> [SHORT TASK] Quote the full listing word for word.

> [COLLECTED MATERIAL]
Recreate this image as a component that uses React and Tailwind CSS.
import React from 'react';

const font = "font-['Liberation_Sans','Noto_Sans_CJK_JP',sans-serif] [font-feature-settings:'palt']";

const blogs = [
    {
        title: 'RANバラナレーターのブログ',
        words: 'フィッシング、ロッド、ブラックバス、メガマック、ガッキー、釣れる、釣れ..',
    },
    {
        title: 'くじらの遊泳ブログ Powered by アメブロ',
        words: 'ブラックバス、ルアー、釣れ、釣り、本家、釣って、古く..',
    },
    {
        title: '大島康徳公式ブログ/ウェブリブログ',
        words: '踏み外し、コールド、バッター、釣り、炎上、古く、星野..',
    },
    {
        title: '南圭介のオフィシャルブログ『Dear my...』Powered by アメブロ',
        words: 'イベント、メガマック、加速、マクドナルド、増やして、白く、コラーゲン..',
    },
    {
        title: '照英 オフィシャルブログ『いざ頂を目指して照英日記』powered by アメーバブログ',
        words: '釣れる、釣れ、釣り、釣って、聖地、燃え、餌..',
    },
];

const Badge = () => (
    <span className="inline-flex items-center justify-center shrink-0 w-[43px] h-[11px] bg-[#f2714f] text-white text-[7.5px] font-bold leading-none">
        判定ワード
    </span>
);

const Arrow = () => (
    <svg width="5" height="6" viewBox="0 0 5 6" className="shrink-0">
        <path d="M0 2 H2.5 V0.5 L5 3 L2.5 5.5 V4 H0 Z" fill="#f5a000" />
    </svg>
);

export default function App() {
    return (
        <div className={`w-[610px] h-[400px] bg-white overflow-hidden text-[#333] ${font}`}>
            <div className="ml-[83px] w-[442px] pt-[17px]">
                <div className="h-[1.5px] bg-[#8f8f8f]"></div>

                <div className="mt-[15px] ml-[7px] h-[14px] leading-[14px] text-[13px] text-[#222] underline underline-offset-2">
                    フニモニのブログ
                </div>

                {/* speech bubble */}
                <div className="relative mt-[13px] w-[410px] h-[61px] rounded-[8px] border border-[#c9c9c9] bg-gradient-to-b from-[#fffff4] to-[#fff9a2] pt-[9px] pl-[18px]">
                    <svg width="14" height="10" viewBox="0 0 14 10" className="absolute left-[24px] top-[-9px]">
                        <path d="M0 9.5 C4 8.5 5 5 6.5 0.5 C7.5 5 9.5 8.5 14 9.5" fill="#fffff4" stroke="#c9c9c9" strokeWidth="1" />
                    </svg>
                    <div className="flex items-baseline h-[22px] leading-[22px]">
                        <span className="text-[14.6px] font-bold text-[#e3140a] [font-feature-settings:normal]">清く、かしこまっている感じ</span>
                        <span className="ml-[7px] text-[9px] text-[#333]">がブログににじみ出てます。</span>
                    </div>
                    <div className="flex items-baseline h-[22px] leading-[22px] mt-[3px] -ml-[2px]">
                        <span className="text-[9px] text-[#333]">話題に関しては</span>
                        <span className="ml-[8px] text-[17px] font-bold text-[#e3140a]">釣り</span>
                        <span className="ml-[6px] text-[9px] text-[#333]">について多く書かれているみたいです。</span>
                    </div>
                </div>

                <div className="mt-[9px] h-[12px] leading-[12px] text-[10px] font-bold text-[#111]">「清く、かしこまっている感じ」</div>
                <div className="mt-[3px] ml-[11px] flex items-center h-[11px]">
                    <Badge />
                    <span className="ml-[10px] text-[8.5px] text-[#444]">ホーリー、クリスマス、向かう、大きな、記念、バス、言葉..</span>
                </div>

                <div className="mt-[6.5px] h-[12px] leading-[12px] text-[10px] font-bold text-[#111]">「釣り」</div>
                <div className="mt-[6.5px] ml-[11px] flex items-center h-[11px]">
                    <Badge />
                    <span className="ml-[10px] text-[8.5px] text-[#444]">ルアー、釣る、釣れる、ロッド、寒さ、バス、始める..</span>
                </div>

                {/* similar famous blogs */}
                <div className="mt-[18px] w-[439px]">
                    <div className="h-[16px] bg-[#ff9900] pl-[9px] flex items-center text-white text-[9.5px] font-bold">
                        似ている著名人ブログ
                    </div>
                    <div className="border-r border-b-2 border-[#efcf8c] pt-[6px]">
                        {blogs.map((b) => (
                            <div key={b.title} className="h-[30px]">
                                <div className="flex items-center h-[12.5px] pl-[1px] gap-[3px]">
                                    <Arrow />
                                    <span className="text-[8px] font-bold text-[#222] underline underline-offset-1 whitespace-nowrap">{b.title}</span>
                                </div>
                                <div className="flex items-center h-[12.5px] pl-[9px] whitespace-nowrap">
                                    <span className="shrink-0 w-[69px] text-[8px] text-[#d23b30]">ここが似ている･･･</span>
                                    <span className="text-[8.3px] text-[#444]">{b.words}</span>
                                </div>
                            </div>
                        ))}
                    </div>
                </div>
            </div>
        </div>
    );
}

> [EXERCISE RESPONSE]
Recreate this image as a component that uses React and Tailwind CSS.
import React from 'react';

const font = "font-['Liberation_Sans','Noto_Sans_CJK_JP',sans-serif] [font-feature-settings:'palt']";

const blogs = [
    {
        title: 'RANバラナレーターのブログ',
        words: 'フィッシング、ロッド、ブラックバス、メガマック、ガッキー、釣れる、釣れ..',
    },
    {
        title: 'くじらの遊泳ブログ Powered by アメブロ',
        words: 'ブラックバス、ルアー、釣れ、釣り、本家、釣って、古く..',
    },
    {
        title: '大島康徳公式ブログ/ウェブリブログ',
        words: '踏み外し、コールド、バッター、釣り、炎上、古く、星野..',
    },
    {
        title: '南圭介のオフィシャルブログ『Dear my...』Powered by アメブロ',
        words: 'イベント、メガマック、加速、マクドナルド、増やして、白く、コラーゲン..',
    },
    {
        title: '照英 オフィシャルブログ『いざ頂を目指して照英日記』powered by アメーバブログ',
        words: '釣れる、釣れ、釣り、釣って、聖地、燃え、餌..',
    },
];

const Badge = () => (
    <span className="inline-flex items-center justify-center shrink-0 w-[43px] h-[11px] bg-[#f2714f] text-white text-[7.5px] font-bold leading-none">
        判定ワード
    </span>
);

const Arrow = () => (
    <svg width="5" height="6" viewBox="0 0 5 6" className="shrink-0">
        <path d="M0 2 H2.5 V0.5 L5 3 L2.5 5.5 V4 H0 Z" fill="#f5a000" />
    </svg>
);

export default function App() {
    return (
        <div className={`w-[610px] h-[400px] bg-white overflow-hidden text-[#333] ${font}`}>
            <div className="ml-[83px] w-[442px] pt-[17px]">
                <div className="h-[1.5px] bg-[#8f8f8f]"></div>

                <div className="mt-[15px] ml-[7px] h-[14px] leading-[14px] text-[13px] text-[#222] underline underline-offset-2">
                    フニモニのブログ
                </div>

                {/* speech bubble */}
                <div className="relative mt-[13px] w-[410px] h-[61px] rounded-[8px] border border-[#c9c9c9] bg-gradient-to-b from-[#fffff4] to-[#fff9a2] pt-[9px] pl-[18px]">
                    <svg width="14" height="10" viewBox="0 0 14 10" className="absolute left-[24px] top-[-9px]">
                        <path d="M0 9.5 C4 8.5 5 5 6.5 0.5 C7.5 5 9.5 8.5 14 9.5" fill="#fffff4" stroke="#c9c9c9" strokeWidth="1" />
                    </svg>
                    <div className="flex items-baseline h-[22px] leading-[22px]">
                        <span className="text-[14.6px] font-bold text-[#e3140a] [font-feature-settings:normal]">清く、かしこまっている感じ</span>
                        <span className="ml-[7px] text-[9px] text-[#333]">がブログににじみ出てます。</span>
                    </div>
                    <div className="flex items-baseline h-[22px] leading-[22px] mt-[3px] -ml-[2px]">
                        <span className="text-[9px] text-[#333]">話題に関しては</span>
                        <span className="ml-[8px] text-[17px] font-bold text-[#e3140a]">釣り</span>
                        <span className="ml-[6px] text-[9px] text-[#333]">について多く書かれているみたいです。</span>
                    </div>
                </div>

                <div className="mt-[9px] h-[12px] leading-[12px] text-[10px] font-bold text-[#111]">「清く、かしこまっている感じ」</div>
                <div className="mt-[3px] ml-[11px] flex items-center h-[11px]">
                    <Badge />
                    <span className="ml-[10px] text-[8.5px] text-[#444]">ホーリー、クリスマス、向かう、大きな、記念、バス、言葉..</span>
                </div>

                <div className="mt-[6.5px] h-[12px] leading-[12px] text-[10px] font-bold text-[#111]">「釣り」</div>
                <div className="mt-[6.5px] ml-[11px] flex items-center h-[11px]">
                    <Badge />
                    <span className="ml-[10px] text-[8.5px] text-[#444]">ルアー、釣る、釣れる、ロッド、寒さ、バス、始める..</span>
                </div>

                {/* similar famous blogs */}
                <div className="mt-[18px] w-[439px]">
                    <div className="h-[16px] bg-[#ff9900] pl-[9px] flex items-center text-white text-[9.5px] font-bold">
                        似ている著名人ブログ
                    </div>
                    <div className="border-r border-b-2 border-[#efcf8c] pt-[6px]">
                        {blogs.map((b) => (
                            <div key={b.title} className="h-[30px]">
                                <div className="flex items-center h-[12.5px] pl-[1px] gap-[3px]">
                                    <Arrow />
                                    <span className="text-[8px] font-bold text-[#222] underline underline-offset-1 whitespace-nowrap">{b.title}</span>
                                </div>
                                <div className="flex items-center h-[12.5px] pl-[9px] whitespace-nowrap">
                                    <span className="shrink-0 w-[69px] text-[8px] text-[#d23b30]">ここが似ている･･･</span>
                                    <span className="text-[8.3px] text-[#444]">{b.words}</span>
                                </div>
                            </div>
                        ))}
                    </div>
                </div>
            </div>
        </div>
    );
}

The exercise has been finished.